TASK TO CARRY OUT - Within the entries below, find the portion that opens with the line containing "Recreate this image" and closes with the line containing "mt-[43px] text-[17px] leading-[22px]". Retype that portion exactly and only.

□ □ □ □

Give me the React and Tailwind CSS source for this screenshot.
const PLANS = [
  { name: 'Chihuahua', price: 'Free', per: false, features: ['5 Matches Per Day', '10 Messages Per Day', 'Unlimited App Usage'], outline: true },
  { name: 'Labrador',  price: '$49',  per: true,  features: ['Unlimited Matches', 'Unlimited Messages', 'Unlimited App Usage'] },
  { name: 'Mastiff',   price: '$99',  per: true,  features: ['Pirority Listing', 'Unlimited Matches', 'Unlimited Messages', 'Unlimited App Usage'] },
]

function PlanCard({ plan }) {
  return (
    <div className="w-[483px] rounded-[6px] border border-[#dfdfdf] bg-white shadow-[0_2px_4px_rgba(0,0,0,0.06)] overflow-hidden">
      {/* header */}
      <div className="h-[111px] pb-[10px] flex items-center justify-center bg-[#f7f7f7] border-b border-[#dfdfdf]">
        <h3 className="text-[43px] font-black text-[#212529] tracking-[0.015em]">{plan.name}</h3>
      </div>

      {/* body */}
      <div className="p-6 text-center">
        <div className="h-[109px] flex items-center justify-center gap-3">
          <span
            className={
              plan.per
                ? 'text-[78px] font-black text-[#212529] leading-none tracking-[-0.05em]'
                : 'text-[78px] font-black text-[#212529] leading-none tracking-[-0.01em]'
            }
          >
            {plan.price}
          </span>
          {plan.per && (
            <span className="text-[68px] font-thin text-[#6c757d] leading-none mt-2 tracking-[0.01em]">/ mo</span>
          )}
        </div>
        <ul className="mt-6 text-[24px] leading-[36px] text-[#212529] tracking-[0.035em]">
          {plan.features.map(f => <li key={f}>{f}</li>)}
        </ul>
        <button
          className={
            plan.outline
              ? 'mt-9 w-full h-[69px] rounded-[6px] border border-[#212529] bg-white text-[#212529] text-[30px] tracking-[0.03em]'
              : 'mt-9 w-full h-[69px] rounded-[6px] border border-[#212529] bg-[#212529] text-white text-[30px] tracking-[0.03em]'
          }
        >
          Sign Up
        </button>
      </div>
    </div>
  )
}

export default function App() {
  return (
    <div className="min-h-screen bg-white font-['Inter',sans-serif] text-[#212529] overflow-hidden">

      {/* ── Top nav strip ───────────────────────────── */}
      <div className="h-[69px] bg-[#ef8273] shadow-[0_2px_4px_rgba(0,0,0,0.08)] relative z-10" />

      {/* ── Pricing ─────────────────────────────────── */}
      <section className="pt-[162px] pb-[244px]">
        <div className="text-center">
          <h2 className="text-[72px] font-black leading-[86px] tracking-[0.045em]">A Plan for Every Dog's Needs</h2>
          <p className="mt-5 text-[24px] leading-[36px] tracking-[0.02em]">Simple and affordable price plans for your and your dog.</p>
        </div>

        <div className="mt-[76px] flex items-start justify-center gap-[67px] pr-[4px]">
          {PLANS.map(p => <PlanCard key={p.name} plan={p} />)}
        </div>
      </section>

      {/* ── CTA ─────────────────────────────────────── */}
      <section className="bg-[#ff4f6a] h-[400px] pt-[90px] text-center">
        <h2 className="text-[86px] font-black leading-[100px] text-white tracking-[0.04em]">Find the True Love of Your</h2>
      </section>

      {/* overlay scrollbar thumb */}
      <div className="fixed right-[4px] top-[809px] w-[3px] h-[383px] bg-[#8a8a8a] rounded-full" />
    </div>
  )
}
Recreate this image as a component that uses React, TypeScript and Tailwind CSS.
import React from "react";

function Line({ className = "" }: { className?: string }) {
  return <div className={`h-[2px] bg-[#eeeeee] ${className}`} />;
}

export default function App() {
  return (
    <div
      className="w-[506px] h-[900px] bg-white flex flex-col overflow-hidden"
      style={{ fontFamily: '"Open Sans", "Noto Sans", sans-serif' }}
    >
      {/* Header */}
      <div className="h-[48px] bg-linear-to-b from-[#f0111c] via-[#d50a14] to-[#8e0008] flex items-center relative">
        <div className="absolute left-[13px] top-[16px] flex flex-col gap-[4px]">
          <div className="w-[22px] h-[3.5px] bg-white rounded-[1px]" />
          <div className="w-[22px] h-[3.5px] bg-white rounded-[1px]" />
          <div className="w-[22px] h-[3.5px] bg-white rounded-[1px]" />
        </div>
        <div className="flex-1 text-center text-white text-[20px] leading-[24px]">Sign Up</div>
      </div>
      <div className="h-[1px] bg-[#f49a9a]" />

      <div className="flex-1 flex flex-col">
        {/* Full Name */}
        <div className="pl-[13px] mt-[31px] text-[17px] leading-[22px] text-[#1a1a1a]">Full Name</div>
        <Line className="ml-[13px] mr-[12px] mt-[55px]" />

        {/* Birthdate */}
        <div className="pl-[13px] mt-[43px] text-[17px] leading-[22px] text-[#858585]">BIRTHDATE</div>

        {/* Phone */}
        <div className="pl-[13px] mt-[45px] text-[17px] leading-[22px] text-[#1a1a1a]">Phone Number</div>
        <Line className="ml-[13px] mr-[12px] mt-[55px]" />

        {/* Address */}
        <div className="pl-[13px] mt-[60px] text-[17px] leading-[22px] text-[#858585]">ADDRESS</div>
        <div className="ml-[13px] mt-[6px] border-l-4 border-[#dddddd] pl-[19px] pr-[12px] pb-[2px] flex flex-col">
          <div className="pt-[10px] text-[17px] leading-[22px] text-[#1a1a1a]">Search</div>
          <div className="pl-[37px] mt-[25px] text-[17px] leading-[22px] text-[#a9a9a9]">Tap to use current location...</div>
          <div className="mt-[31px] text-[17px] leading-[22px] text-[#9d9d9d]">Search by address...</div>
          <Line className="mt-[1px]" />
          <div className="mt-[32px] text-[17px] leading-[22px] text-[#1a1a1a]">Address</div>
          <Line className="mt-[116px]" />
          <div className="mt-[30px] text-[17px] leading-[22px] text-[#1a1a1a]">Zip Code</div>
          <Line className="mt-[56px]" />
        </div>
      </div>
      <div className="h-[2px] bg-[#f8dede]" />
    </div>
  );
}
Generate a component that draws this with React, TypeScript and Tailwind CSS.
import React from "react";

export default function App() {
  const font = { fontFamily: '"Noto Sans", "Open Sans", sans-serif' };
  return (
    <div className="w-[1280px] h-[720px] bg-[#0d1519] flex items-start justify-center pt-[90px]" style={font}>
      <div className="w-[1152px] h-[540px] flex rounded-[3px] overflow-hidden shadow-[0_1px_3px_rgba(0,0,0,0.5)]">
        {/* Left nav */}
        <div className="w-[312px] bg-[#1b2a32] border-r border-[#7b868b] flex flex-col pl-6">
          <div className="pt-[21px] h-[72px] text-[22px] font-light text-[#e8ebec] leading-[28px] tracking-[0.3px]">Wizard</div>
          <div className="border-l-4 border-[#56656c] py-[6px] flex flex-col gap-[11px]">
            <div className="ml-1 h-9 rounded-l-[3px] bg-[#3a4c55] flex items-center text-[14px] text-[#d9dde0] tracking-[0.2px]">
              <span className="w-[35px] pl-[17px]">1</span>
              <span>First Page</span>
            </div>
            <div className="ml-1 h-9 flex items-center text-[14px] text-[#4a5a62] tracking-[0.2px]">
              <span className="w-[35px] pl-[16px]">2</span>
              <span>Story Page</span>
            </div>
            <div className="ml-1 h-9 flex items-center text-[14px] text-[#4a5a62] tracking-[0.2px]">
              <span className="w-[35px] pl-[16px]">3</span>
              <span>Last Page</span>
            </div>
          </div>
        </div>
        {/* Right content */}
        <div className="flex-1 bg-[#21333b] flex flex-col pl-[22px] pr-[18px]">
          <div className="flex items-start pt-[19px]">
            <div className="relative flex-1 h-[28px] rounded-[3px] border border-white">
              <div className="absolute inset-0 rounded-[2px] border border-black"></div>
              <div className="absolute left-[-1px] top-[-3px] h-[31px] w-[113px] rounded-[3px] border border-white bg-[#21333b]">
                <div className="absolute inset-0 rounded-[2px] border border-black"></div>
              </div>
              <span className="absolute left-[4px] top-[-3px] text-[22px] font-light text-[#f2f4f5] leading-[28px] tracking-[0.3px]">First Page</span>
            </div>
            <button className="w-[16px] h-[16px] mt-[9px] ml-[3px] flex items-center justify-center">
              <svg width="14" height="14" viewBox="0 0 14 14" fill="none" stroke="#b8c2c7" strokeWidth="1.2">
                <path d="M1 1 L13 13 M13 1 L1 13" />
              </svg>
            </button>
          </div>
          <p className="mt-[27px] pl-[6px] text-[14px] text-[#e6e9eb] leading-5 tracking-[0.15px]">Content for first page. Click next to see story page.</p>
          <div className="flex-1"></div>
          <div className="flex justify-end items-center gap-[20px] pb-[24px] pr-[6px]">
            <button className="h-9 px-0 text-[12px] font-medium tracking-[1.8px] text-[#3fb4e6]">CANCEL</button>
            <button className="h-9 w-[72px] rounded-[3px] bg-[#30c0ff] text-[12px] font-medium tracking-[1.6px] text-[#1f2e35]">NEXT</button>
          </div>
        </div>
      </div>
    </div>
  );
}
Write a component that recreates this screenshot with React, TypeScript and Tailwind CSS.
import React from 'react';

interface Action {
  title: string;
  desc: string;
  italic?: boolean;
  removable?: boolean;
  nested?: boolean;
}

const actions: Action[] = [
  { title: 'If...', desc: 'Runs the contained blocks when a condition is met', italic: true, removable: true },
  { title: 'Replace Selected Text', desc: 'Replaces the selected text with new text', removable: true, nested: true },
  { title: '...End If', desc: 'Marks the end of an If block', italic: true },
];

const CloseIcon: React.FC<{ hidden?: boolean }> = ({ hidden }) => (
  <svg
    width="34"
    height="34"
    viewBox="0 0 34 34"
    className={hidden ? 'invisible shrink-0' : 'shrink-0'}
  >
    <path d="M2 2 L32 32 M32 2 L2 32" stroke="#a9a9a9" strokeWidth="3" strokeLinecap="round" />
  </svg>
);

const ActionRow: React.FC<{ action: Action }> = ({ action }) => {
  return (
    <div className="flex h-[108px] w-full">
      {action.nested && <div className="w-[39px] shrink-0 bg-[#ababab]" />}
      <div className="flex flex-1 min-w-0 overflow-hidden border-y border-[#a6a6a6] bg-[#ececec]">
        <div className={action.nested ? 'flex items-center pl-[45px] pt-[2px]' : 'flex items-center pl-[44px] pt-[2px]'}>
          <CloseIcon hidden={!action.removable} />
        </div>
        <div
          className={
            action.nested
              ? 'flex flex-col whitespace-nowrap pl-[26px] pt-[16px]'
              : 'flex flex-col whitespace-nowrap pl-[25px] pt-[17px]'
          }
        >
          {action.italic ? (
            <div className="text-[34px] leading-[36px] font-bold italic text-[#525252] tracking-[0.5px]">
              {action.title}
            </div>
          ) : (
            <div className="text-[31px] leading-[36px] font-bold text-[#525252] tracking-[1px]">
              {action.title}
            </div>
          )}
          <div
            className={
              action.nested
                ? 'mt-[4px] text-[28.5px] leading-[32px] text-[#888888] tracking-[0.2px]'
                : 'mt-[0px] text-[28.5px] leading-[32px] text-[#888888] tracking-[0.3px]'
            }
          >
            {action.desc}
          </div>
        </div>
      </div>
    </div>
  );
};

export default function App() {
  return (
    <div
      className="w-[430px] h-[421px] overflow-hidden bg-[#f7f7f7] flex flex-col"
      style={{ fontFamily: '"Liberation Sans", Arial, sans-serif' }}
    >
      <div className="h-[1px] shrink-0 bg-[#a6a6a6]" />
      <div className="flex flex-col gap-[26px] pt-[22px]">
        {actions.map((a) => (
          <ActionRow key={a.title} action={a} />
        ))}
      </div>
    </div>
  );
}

□ □ □ □

RESPONSE FOR THIS EXERCISE -
Recreate this image as a component that uses React, TypeScript and Tailwind CSS.
import React from "react";

function Line({ className = "" }: { className?: string }) {
  return <div className={`h-[2px] bg-[#eeeeee] ${className}`} />;
}

export default function App() {
  return (
    <div
      className="w-[506px] h-[900px] bg-white flex flex-col overflow-hidden"
      style={{ fontFamily: '"Open Sans", "Noto Sans", sans-serif' }}
    >
      {/* Header */}
      <div className="h-[48px] bg-linear-to-b from-[#f0111c] via-[#d50a14] to-[#8e0008] flex items-center relative">
        <div className="absolute left-[13px] top-[16px] flex flex-col gap-[4px]">
          <div className="w-[22px] h-[3.5px] bg-white rounded-[1px]" />
          <div className="w-[22px] h-[3.5px] bg-white rounded-[1px]" />
          <div className="w-[22px] h-[3.5px] bg-white rounded-[1px]" />
        </div>
        <div className="flex-1 text-center text-white text-[20px] leading-[24px]">Sign Up</div>
      </div>
      <div className="h-[1px] bg-[#f49a9a]" />

      <div className="flex-1 flex flex-col">
        {/* Full Name */}
        <div className="pl-[13px] mt-[31px] text-[17px] leading-[22px] text-[#1a1a1a]">Full Name</div>
        <Line className="ml-[13px] mr-[12px] mt-[55px]" />

        {/* Birthdate */}
        <div className="pl-[13px] mt-[43px] text-[17px] leading-[22px] text-[#858585]">BIRTHDATE</div>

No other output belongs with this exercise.